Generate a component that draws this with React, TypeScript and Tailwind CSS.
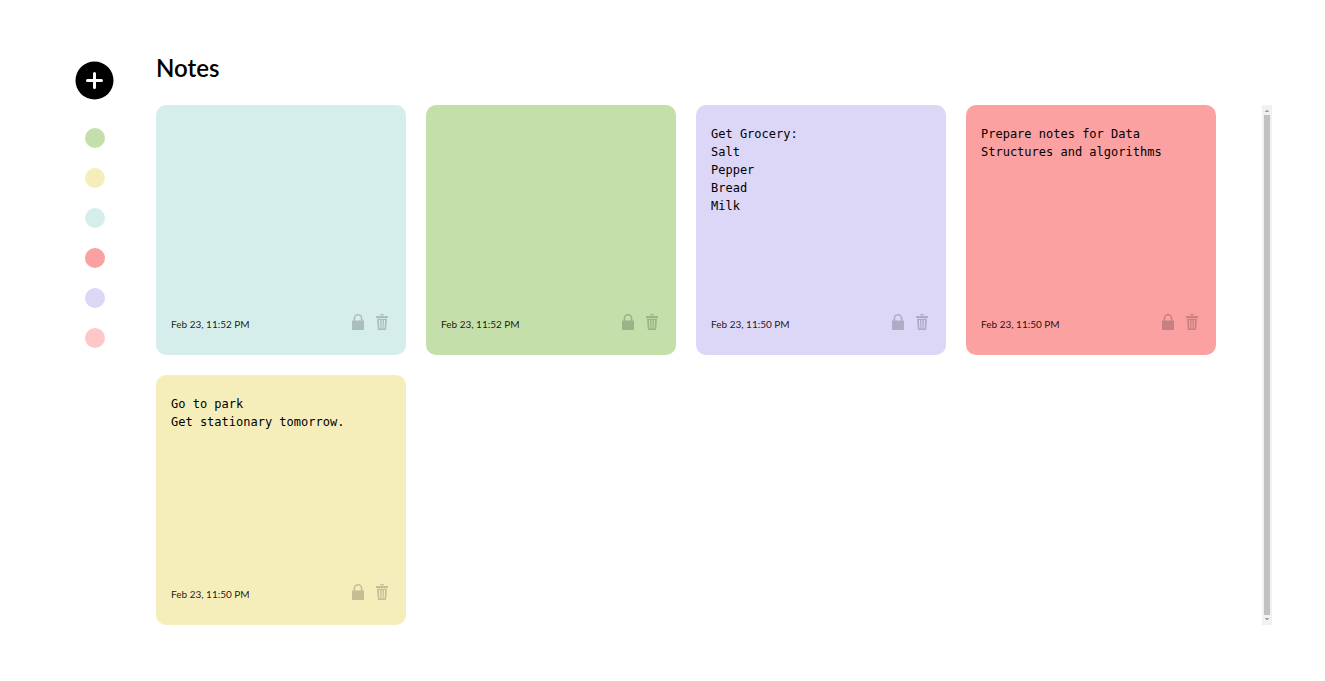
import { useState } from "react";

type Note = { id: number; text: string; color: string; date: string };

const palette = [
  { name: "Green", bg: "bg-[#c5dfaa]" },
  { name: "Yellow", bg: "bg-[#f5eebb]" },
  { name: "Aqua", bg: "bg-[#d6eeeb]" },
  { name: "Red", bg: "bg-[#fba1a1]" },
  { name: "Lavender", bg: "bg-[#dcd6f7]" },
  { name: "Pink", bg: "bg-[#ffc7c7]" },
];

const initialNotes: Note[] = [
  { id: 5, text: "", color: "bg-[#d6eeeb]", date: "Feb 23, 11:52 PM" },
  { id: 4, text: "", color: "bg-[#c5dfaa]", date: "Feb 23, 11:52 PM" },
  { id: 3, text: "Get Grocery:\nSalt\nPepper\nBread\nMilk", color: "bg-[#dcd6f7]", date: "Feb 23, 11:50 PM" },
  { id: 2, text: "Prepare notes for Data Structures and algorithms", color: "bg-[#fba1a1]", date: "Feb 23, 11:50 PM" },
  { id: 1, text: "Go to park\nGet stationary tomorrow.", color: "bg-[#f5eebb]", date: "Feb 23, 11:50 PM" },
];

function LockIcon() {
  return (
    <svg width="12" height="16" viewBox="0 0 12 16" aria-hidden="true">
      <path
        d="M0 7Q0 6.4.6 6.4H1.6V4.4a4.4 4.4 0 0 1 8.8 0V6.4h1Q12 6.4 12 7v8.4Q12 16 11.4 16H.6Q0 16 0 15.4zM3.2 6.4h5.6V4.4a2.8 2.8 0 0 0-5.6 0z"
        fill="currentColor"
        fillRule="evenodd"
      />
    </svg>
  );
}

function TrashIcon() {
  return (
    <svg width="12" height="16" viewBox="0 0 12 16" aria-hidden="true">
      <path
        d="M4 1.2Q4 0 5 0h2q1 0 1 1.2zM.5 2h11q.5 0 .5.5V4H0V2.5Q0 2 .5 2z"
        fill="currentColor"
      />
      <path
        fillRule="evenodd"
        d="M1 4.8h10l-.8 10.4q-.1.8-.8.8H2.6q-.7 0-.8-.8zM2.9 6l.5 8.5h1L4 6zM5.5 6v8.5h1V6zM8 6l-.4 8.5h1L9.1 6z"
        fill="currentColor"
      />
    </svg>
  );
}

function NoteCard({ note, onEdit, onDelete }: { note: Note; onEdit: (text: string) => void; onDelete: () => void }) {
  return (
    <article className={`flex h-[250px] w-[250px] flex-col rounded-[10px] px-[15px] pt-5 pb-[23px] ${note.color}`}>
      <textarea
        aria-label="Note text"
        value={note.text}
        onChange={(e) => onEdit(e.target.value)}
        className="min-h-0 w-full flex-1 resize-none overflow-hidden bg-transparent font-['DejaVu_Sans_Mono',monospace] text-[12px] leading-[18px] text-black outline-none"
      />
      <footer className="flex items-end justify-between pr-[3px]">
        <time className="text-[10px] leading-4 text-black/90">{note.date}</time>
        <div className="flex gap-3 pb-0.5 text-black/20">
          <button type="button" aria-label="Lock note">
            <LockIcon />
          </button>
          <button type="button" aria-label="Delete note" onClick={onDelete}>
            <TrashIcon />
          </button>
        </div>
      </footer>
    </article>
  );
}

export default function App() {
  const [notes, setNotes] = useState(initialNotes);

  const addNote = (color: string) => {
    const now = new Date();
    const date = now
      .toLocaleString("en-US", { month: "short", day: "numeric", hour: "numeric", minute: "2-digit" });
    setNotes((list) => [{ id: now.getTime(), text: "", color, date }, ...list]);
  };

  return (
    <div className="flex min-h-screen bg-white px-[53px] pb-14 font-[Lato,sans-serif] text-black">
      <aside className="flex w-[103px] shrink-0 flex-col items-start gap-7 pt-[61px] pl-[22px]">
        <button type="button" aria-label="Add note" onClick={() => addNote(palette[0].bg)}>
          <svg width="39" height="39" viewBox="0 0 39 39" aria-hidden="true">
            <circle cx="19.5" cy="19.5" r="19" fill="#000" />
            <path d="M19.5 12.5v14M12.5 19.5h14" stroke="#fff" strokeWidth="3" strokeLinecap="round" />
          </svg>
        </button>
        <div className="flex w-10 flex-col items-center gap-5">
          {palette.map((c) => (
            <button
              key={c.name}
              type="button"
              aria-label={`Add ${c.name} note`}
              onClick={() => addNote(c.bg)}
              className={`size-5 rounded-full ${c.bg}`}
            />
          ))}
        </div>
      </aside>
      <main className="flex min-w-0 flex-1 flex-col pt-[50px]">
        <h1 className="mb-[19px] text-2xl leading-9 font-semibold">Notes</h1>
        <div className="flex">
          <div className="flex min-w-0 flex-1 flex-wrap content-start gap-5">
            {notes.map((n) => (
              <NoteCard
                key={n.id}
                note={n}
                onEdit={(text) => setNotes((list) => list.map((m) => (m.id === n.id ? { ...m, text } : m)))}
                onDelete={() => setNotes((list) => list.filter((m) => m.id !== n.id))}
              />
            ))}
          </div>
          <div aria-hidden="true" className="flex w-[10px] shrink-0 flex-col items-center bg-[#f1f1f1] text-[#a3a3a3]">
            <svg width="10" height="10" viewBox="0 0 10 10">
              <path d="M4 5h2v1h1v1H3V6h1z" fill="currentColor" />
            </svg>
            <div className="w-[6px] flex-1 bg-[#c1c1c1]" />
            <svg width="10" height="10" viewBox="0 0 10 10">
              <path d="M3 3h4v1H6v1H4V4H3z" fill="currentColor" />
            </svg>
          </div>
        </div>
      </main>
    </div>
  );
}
==
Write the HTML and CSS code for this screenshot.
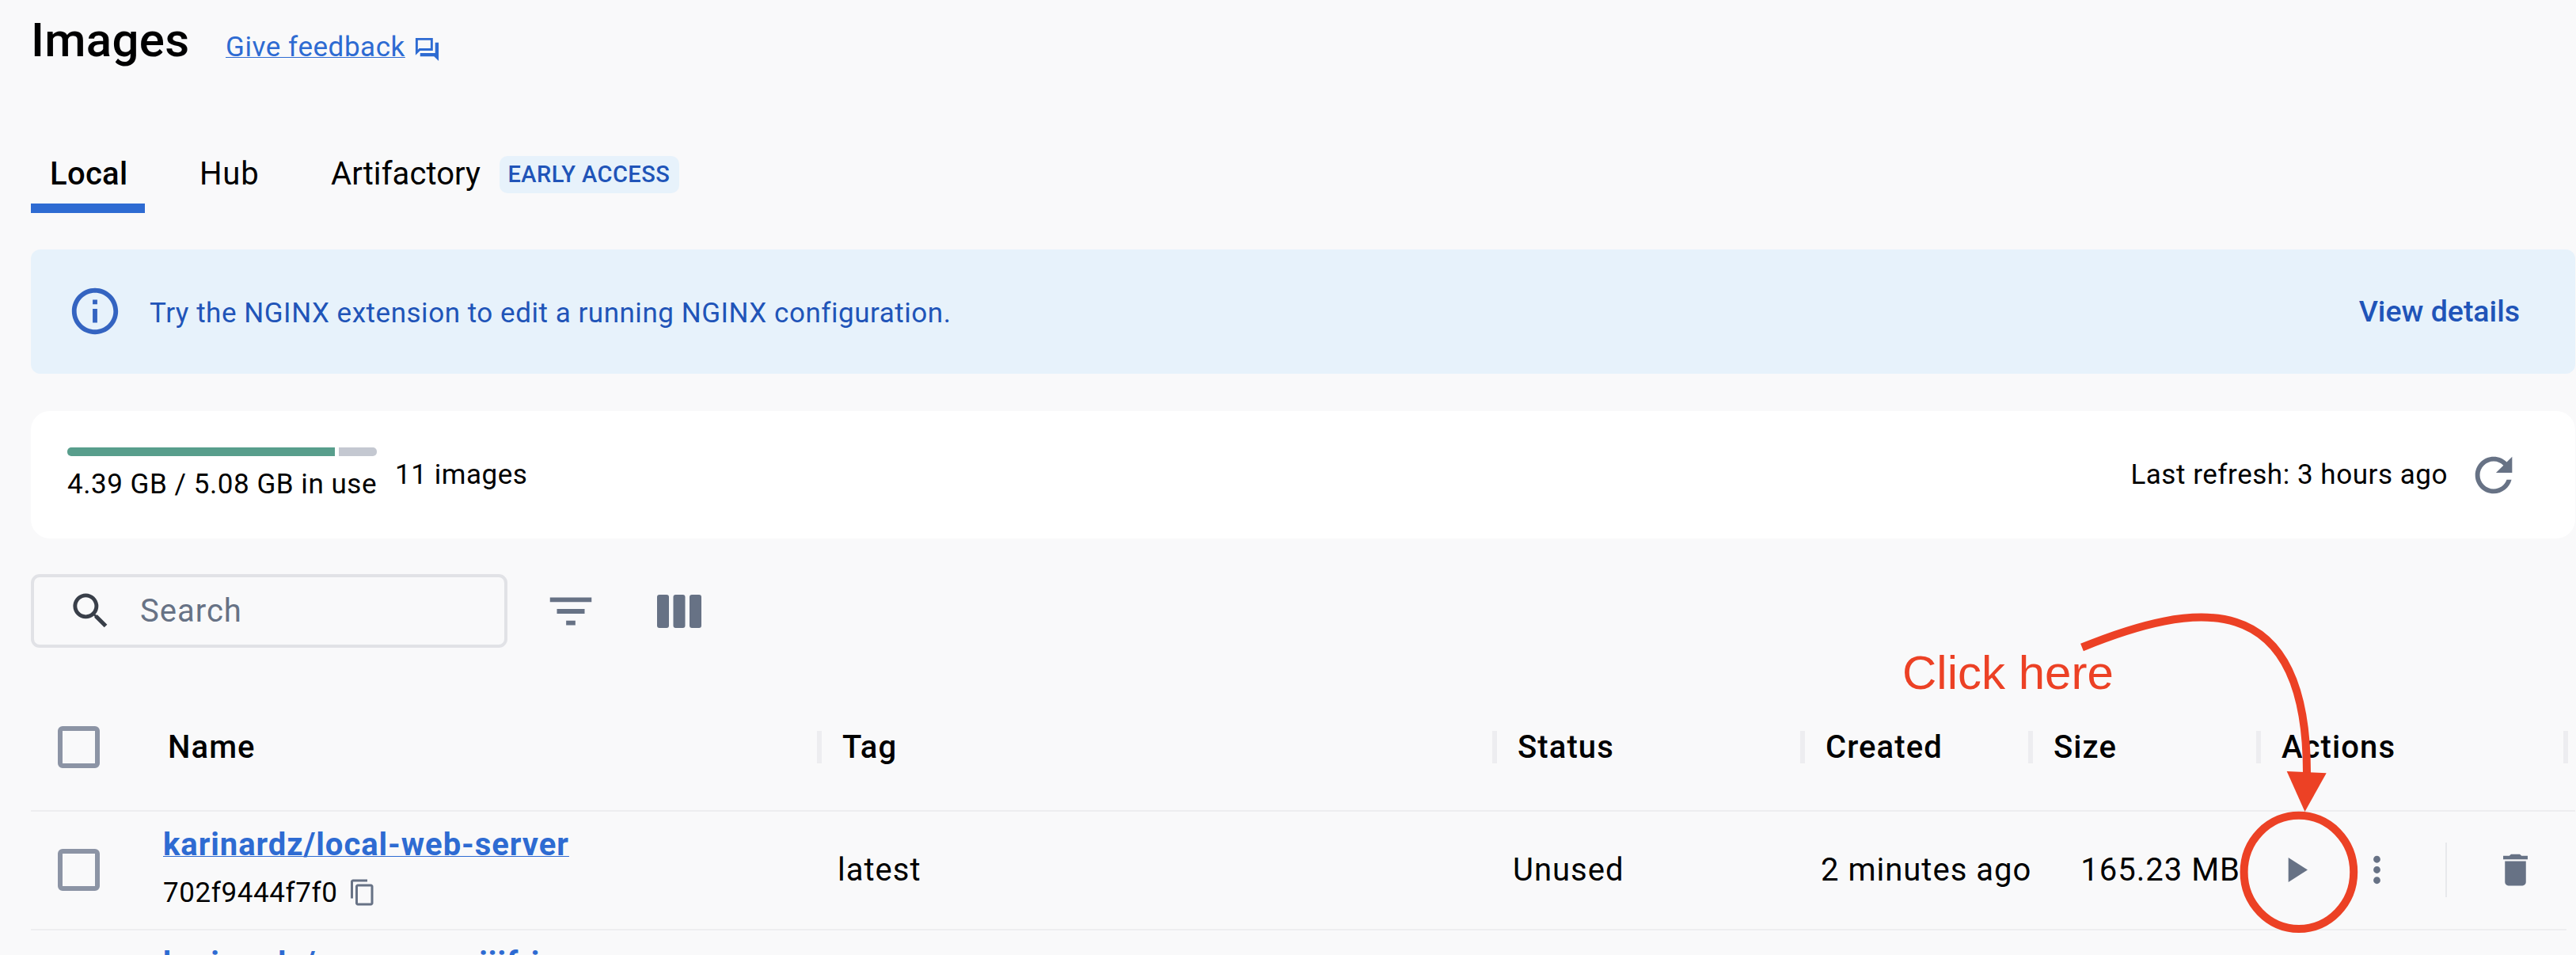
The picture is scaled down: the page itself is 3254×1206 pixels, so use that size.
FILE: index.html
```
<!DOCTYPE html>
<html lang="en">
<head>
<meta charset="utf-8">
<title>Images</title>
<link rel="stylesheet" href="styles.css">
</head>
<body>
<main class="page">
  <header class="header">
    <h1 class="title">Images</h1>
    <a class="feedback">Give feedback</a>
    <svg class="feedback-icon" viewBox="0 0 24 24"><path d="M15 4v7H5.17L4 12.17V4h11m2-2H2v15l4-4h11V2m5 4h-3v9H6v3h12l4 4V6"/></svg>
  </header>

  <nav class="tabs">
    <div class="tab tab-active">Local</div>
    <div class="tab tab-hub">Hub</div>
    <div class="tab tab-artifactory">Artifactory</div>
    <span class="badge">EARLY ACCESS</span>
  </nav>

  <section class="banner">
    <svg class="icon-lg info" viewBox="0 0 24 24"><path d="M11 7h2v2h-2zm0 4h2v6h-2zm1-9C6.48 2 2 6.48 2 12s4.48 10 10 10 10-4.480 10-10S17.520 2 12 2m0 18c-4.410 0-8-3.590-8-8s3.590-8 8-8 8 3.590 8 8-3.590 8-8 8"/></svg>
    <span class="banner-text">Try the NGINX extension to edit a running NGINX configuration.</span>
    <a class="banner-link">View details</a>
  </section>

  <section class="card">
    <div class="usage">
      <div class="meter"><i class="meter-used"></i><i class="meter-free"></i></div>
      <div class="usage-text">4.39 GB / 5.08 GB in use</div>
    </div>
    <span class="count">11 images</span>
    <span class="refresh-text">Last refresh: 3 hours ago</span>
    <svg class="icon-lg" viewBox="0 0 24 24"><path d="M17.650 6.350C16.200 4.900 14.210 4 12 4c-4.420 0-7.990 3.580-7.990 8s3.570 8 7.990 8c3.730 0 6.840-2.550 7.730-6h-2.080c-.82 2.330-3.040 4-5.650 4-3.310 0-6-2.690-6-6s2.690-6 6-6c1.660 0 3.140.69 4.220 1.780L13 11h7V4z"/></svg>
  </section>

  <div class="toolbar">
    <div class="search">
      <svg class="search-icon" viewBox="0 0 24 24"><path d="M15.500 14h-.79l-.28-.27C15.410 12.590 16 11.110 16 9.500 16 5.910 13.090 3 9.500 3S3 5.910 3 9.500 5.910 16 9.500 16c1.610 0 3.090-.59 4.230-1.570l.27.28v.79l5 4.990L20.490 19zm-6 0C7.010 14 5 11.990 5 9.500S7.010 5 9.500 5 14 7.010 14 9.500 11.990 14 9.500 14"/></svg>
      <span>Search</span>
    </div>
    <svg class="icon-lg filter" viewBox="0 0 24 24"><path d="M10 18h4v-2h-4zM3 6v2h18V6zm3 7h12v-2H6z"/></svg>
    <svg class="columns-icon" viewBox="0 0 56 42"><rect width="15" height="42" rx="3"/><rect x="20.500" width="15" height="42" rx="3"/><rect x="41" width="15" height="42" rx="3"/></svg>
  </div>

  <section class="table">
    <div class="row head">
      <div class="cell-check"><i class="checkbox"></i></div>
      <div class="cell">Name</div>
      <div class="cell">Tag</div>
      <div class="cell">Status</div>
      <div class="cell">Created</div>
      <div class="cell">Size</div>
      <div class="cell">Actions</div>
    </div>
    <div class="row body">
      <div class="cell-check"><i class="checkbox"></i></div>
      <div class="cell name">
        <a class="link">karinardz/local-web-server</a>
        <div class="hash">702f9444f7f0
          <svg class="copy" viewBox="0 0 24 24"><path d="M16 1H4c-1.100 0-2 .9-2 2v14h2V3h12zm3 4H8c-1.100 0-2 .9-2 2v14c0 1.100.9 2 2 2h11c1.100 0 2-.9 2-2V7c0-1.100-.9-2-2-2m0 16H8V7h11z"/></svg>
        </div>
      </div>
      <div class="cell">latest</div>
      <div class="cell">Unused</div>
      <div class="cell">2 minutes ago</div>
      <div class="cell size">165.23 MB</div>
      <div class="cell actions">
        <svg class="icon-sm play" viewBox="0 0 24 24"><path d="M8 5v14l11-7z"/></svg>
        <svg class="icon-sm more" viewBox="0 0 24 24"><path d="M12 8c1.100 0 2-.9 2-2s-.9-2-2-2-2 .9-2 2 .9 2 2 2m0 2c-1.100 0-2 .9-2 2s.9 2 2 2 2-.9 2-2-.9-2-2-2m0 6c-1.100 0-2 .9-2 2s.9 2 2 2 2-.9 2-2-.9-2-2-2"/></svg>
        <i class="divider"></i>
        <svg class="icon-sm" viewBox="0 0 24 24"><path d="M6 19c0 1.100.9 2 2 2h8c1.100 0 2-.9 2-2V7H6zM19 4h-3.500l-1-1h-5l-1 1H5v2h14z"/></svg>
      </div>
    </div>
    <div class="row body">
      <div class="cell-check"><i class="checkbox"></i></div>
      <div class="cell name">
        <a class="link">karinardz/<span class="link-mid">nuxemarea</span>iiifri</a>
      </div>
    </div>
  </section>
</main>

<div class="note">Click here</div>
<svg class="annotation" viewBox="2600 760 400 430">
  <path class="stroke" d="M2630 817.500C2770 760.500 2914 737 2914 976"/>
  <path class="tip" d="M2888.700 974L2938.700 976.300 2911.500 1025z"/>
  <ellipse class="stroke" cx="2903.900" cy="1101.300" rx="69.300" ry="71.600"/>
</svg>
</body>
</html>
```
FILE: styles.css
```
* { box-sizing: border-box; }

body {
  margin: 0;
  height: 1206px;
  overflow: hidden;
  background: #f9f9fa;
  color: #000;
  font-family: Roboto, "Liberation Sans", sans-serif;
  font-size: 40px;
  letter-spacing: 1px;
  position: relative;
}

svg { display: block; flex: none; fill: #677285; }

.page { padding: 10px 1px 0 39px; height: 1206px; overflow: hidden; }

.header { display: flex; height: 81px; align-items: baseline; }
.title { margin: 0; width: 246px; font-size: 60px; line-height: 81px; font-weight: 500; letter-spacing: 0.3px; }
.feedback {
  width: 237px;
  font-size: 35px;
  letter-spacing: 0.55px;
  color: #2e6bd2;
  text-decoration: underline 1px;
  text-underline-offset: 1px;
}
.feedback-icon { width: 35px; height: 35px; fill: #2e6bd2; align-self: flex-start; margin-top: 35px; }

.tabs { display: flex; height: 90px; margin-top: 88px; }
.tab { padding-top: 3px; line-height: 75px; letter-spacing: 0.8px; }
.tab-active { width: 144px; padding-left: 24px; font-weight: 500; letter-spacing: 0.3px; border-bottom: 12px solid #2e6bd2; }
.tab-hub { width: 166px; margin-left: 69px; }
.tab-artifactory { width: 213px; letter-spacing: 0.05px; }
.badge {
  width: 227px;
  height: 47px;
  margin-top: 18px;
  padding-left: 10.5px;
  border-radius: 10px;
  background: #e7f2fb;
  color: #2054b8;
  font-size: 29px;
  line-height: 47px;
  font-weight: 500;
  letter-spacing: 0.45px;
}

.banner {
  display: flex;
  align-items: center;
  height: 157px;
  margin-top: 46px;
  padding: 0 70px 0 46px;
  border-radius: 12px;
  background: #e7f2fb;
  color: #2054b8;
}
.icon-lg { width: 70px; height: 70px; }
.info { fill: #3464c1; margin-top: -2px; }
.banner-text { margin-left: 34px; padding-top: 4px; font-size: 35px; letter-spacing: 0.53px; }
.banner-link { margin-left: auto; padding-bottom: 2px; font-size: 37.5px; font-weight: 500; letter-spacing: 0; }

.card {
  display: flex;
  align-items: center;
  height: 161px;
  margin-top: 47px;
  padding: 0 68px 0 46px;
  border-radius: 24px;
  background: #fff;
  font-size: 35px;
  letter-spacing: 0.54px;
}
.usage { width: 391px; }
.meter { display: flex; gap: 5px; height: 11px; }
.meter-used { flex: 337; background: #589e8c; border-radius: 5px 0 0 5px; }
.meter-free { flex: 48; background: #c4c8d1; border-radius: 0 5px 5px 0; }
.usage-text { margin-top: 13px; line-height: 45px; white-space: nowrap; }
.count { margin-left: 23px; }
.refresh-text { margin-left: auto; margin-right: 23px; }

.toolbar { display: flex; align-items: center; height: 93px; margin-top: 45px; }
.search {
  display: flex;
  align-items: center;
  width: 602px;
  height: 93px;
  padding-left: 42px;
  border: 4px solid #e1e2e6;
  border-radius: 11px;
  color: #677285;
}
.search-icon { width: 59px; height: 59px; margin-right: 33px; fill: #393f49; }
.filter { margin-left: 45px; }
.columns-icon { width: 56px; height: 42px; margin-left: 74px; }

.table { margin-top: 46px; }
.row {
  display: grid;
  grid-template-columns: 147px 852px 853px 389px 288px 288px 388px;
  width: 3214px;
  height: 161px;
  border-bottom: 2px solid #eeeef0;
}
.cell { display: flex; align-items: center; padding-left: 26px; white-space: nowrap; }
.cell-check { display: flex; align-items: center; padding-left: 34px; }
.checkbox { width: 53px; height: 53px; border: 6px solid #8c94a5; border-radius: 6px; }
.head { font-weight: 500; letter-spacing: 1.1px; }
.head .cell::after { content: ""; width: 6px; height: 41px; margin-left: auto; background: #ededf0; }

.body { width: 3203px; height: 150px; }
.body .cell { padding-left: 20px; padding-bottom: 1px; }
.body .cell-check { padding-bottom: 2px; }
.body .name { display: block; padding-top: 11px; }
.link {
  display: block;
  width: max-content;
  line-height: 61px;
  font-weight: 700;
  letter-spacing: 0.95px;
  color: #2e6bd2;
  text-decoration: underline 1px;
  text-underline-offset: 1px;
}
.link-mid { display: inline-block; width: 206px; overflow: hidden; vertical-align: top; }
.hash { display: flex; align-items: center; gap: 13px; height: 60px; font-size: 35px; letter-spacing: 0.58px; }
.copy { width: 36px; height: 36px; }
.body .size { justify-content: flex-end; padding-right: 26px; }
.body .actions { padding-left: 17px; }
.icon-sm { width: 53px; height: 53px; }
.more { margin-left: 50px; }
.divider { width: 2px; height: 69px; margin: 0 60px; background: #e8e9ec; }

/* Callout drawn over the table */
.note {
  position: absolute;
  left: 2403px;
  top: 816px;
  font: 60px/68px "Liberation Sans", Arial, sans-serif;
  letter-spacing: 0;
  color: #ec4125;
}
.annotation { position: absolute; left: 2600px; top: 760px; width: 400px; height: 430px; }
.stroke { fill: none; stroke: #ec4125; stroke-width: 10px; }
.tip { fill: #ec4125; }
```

## DESCRIPTION OF THE TASK
Begin at the line that has "Generate a component", stop after the line that has "number; text: string;", and reproduce every line between them exactly and nothing else. Pictures stay out of the copy.

## RESULT OF THE TASK
Generate a component that draws this with React, TypeScript and Tailwind CSS.
import { useState } from "react";

type Note = { id: number; text: string; color: string; date: string };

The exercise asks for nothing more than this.